Code that builds pages
++++++++++
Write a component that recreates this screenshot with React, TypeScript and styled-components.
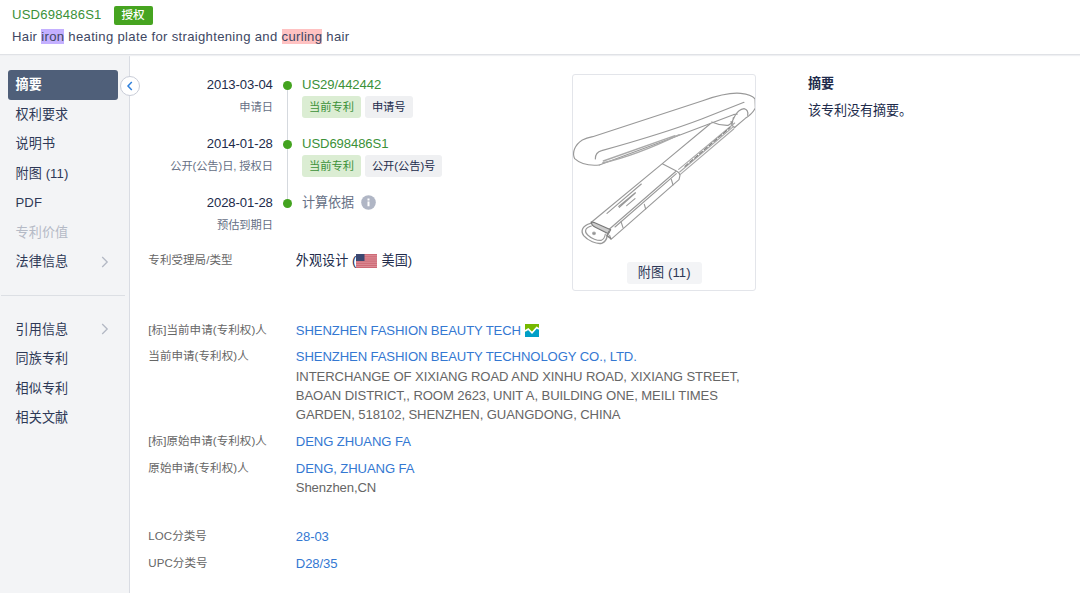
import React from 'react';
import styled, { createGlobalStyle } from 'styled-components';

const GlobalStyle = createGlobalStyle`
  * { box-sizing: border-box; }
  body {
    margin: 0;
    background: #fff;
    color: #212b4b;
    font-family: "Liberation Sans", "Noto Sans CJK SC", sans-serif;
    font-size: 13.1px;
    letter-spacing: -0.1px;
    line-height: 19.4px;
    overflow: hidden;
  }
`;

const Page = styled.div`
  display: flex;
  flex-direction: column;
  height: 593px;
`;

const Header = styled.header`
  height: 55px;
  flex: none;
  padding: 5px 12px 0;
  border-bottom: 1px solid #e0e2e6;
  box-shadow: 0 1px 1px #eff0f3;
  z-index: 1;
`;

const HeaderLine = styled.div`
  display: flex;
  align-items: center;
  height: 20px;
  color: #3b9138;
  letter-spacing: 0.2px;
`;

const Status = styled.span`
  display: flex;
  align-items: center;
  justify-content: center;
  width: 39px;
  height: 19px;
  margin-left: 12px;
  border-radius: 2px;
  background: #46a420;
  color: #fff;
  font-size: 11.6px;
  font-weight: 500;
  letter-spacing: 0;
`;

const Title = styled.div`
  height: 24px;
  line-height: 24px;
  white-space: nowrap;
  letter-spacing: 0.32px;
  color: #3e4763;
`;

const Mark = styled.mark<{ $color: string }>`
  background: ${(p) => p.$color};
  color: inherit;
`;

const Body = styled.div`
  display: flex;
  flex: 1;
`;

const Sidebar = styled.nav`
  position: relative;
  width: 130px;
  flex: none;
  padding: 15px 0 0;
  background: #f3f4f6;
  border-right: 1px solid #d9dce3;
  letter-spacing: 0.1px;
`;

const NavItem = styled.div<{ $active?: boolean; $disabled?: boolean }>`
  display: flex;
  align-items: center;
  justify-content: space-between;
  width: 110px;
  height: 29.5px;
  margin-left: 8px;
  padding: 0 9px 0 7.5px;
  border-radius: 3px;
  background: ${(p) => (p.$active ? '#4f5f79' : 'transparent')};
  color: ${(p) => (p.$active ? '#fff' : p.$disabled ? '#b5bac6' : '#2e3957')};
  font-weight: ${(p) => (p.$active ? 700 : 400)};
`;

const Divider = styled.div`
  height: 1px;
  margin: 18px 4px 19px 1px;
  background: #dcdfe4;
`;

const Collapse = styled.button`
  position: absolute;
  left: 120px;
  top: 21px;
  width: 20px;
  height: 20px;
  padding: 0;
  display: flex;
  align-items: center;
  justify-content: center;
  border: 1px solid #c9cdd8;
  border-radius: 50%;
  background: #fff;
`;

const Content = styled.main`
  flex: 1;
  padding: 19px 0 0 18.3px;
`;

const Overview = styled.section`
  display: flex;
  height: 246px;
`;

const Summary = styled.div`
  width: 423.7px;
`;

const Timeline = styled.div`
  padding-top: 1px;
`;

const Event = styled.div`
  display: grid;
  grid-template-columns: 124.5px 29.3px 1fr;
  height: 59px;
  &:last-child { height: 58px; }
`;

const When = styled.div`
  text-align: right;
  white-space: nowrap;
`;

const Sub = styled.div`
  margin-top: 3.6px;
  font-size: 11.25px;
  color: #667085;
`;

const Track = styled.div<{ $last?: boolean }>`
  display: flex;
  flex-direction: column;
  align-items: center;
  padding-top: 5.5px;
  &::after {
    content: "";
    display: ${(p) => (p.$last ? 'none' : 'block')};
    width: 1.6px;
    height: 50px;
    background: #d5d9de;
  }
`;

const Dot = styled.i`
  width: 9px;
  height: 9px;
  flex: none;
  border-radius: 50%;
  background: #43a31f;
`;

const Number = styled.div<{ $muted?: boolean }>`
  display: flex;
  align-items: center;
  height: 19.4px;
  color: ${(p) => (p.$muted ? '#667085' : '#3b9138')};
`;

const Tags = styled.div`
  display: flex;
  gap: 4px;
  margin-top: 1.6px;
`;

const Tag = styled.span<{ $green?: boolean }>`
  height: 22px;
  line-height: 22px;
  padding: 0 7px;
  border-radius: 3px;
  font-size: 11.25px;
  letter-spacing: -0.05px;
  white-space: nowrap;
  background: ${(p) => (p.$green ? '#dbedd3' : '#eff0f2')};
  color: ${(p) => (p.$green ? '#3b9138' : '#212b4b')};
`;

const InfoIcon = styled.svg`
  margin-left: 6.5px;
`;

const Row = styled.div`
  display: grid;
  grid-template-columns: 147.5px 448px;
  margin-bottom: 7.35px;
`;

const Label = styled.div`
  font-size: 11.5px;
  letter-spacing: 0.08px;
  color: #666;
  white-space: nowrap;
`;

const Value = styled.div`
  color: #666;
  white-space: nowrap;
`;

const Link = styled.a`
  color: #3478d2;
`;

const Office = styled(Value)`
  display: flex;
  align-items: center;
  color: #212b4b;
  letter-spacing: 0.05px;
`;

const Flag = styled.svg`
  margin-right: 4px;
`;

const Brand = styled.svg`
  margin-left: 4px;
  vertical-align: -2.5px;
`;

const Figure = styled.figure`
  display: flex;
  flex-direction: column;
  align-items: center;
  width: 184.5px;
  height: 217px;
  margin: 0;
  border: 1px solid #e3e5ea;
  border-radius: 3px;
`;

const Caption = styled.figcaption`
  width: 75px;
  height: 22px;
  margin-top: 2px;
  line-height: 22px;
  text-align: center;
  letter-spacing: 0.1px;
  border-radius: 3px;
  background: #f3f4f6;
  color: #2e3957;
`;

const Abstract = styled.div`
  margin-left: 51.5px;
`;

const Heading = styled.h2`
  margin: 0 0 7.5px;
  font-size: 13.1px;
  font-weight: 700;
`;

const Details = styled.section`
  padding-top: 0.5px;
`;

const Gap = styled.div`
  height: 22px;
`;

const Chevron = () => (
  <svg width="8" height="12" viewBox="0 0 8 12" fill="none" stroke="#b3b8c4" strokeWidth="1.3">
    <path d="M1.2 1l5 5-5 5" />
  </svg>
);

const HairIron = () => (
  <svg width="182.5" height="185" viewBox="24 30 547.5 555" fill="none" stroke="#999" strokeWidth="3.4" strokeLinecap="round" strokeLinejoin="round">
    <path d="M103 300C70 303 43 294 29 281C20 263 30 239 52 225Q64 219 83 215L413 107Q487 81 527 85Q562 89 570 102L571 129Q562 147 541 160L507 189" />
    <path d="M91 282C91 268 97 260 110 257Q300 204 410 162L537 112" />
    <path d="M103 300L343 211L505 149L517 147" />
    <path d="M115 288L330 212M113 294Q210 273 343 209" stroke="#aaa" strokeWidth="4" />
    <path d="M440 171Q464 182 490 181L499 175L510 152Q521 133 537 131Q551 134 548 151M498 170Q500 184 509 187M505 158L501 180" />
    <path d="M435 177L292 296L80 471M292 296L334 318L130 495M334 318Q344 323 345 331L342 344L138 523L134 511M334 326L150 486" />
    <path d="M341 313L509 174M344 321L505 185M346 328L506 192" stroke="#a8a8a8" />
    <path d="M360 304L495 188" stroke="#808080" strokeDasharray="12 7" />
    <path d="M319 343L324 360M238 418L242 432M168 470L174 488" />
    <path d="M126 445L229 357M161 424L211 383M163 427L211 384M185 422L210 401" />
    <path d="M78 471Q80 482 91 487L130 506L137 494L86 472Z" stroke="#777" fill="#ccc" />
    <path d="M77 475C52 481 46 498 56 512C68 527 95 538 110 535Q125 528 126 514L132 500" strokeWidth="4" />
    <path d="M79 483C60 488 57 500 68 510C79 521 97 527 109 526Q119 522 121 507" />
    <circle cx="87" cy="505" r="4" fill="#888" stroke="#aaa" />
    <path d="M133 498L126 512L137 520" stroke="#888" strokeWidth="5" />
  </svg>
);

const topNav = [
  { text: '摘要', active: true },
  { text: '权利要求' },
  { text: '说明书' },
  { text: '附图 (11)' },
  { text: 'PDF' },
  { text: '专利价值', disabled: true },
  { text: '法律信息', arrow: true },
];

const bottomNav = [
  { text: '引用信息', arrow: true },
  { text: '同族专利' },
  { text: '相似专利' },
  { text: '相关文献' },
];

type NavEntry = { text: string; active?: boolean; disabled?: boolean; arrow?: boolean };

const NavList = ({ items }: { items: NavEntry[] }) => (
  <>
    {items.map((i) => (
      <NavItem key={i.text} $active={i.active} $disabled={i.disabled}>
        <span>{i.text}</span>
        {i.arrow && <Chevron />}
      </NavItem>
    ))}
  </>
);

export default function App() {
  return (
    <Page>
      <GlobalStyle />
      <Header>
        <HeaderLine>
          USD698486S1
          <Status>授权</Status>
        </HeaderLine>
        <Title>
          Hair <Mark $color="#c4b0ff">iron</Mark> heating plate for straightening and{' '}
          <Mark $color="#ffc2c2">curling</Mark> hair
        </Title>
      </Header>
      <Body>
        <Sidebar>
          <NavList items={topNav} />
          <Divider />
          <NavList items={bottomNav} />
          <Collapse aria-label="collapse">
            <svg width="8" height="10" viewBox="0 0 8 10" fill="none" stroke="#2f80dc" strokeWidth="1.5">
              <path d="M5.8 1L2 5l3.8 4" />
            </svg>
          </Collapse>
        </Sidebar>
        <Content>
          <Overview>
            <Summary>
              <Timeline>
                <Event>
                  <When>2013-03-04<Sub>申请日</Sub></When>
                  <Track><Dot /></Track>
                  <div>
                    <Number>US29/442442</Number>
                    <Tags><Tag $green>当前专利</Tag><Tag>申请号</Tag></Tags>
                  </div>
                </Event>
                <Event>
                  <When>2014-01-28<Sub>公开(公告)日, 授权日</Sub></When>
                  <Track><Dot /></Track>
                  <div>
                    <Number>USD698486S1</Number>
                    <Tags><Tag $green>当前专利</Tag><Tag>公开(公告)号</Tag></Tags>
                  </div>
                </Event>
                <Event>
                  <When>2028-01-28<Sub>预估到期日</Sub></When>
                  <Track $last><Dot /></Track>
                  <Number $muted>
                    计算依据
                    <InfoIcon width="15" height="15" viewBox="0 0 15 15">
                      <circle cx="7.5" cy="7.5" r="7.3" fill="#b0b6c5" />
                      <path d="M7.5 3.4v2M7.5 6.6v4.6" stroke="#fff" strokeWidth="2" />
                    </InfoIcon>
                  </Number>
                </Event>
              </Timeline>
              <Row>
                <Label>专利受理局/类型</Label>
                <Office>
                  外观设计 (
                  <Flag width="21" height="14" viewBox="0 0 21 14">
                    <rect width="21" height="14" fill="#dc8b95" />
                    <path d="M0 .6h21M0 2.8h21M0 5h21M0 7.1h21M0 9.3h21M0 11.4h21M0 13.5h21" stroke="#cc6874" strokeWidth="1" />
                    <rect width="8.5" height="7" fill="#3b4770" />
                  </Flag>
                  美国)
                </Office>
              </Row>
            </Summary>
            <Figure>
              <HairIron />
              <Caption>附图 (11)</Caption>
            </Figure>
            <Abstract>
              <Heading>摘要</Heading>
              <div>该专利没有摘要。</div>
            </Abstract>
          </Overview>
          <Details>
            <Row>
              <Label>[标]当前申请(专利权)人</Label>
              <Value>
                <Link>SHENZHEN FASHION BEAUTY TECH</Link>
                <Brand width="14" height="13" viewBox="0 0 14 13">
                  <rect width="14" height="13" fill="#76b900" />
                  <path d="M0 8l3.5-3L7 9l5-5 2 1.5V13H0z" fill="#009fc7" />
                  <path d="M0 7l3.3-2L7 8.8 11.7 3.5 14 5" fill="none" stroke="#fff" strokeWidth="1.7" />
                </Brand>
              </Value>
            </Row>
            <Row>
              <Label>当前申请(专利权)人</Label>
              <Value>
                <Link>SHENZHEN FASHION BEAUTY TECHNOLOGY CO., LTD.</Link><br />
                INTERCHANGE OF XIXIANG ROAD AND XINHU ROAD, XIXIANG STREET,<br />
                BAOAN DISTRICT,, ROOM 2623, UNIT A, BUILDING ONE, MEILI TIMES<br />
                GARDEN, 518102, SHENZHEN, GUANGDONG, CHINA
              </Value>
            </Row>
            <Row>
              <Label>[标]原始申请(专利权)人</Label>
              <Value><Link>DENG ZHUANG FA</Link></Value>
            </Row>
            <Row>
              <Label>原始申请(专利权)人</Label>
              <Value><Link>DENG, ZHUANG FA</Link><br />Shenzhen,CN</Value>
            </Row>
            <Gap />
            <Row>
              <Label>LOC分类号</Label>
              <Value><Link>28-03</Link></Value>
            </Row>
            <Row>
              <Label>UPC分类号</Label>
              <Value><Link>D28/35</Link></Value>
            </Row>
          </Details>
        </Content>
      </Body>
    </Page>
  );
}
++++++++++
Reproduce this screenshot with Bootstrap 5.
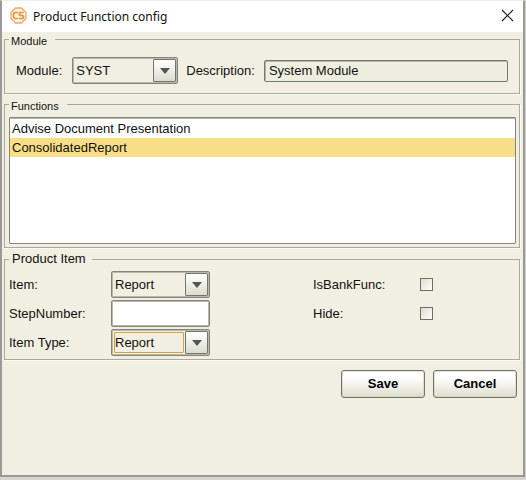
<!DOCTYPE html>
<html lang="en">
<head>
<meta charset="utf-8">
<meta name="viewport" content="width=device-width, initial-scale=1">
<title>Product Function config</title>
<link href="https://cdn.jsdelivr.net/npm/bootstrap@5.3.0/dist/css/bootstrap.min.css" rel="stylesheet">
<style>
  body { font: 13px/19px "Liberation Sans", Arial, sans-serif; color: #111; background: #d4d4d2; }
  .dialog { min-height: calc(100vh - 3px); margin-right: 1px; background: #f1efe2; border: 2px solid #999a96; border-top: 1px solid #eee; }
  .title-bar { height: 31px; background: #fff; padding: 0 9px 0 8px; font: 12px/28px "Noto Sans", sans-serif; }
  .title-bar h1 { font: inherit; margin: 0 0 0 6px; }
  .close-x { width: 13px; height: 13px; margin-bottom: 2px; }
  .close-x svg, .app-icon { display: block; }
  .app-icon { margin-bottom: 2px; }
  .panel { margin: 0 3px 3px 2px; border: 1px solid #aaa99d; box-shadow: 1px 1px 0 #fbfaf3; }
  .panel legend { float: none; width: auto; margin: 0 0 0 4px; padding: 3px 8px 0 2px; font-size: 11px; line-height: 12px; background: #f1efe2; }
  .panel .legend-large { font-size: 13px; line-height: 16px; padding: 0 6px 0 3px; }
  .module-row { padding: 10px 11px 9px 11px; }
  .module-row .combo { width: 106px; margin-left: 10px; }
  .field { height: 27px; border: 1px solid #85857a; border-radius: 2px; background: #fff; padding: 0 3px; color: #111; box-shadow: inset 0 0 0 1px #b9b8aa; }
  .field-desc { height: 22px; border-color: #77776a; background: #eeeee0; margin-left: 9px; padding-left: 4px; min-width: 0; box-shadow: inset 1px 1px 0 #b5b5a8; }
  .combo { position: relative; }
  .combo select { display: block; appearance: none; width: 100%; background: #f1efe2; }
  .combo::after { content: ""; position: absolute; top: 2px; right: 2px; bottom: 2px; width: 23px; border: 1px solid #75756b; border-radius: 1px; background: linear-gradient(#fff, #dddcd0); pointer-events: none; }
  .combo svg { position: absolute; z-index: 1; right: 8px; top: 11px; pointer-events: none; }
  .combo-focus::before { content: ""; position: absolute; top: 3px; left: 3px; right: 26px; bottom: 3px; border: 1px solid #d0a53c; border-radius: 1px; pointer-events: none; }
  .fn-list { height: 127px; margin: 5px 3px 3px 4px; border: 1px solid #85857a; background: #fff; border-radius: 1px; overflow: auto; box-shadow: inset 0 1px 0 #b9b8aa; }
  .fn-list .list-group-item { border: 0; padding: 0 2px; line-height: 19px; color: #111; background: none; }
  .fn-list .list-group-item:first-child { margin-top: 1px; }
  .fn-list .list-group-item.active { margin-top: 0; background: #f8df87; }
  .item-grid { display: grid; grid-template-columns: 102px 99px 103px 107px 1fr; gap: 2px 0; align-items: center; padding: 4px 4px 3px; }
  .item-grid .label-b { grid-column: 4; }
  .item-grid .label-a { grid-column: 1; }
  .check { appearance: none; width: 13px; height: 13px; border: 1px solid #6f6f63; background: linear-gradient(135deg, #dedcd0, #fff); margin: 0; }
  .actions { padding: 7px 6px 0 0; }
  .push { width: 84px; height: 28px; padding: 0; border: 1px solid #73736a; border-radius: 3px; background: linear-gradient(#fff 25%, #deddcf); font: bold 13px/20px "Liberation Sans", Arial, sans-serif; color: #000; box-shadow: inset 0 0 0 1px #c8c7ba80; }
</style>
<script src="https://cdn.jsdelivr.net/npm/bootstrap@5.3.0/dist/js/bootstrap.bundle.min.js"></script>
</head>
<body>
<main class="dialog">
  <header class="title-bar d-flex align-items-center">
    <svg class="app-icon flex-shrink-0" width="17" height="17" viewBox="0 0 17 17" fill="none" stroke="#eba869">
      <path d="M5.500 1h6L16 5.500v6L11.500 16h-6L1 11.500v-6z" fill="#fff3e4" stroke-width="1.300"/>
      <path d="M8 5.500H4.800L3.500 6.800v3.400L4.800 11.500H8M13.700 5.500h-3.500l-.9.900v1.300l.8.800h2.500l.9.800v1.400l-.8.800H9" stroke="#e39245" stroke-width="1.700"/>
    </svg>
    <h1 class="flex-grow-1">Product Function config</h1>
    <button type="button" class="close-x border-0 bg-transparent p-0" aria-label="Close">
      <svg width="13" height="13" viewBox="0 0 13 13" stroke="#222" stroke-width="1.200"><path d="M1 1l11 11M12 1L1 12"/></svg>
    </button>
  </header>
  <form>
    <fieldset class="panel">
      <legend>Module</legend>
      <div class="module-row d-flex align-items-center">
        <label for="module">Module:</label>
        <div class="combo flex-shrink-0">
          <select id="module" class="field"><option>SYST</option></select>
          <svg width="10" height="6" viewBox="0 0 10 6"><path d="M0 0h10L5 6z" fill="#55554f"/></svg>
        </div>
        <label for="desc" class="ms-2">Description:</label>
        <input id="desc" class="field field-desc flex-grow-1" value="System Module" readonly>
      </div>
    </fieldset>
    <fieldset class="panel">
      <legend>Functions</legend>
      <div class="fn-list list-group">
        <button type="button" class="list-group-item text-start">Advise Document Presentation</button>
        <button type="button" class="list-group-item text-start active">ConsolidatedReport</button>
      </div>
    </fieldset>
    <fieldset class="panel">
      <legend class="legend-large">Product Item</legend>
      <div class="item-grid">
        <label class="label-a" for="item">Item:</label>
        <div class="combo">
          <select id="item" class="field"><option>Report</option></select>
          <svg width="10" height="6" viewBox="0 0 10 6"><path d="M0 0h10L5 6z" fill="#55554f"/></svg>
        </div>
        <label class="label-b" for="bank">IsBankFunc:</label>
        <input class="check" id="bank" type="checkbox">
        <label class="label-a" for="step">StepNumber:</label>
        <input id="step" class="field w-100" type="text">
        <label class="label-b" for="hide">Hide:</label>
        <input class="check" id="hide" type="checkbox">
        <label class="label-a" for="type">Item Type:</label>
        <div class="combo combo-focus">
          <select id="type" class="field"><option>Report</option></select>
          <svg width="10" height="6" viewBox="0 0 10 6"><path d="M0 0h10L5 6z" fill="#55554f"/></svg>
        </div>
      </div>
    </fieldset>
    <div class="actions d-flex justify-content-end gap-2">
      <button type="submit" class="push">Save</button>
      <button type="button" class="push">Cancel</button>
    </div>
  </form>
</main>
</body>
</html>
++++++++++
What to produce
Using the entries above, return each line in which the word "with" occurs.

Exercise answer
Write a component that recreates this screenshot with React, TypeScript and styled-components.
Reproduce this screenshot with Bootstrap 5.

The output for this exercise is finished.